DAD: OK, well, the beans and rice was a nice combination because they weren’t just mostly sauce. It was more like red beans and rice. Well, darker, almost black beans, I guess. And the flautas had interesting flavours. Not the greatest pupusas I’ve ever had.
MEGAN: Where were the best ones you ever had?
DAD: There was a little Latin place by our house. They had the tub of coleslaw there. (pause) It was alright. Nothing special.
We were all pretty jealous of Kenny’s meal when it came out. The burrito was a GOOD size.
KENNY: Well, the rice tastes like Minute Rice, so that’s nothing. And the salad…well, you know how a salad tastes? This isn’t as good as that. It’s less than medium. But the burrito is really good. It’s filling, but doesn’t make me feel gross. It’s not heavy. It tastes GREAT.

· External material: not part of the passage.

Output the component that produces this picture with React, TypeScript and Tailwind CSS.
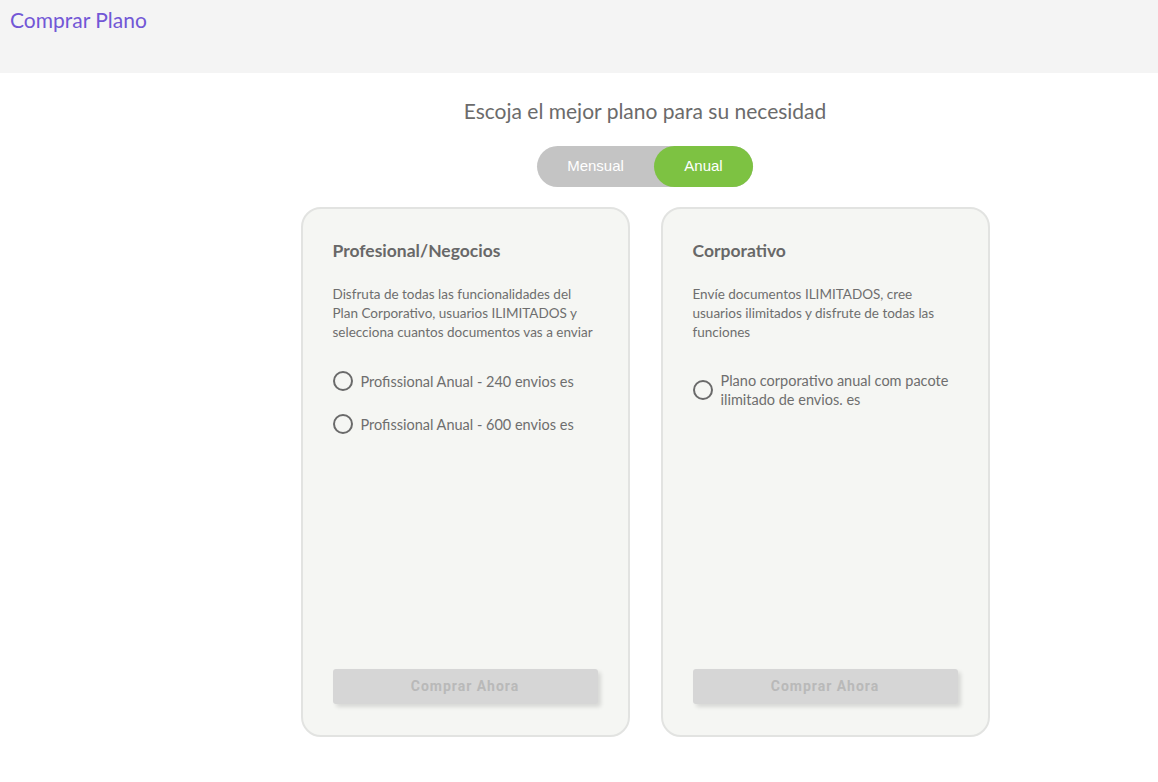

Jess ordered the tacos, which looked and smelled heavenly. She loved the flavours, but they completely fell apart when she picked them up, leaving her hands and face saturated with that orangy sauce that any good taco generates. She used more than her fair share of napkins.
Jess really loved her beans.
JESS: I’m no BEAN EXPERT (NOTE TO SELF: Is this a job? Look into this), but I really liked the flavour and texture of these.
So Pam, our not-so-adventureous eater, basically ordered off the KIDS MENU with this cheese quesadilla and fries.
The fries were UNBELIEVEABLE. Fresh-cut, big, super crispy, hot and they really tasted like potatoes. Pam was LOSING HER MIND about these fries to the point that we all had to have one. And we agreed: better than most chip wagon fries. They were absolutely excellent.
So excited was she about these fries (in fact, she brought them up again two days later when we were together), she neglected her fine dining habits and spilled on her shirt.
Which was another reason I knew we were destined to be friends.
PAM: I always have one of these Tide Pens.
The bills were incredibly reasonable: $25 wine, $13 entrees. Only the small serving of nachos was even close to being overly expensive. And most of the flavours were excellent.
But I can’t lie: despite Ian’s claims that he likes someone who doesn’t try too hard, you don’t want a server who doesn’t try at all. And while many of the menu items are comparable to both #42 LO NUESTRO, and #11 CASA BLANCA, both have much better service, and Casa Blanca has better ambience, salad AND Empanadas.
But if you’re looking for a great french fry, Pam can certainly give you the details.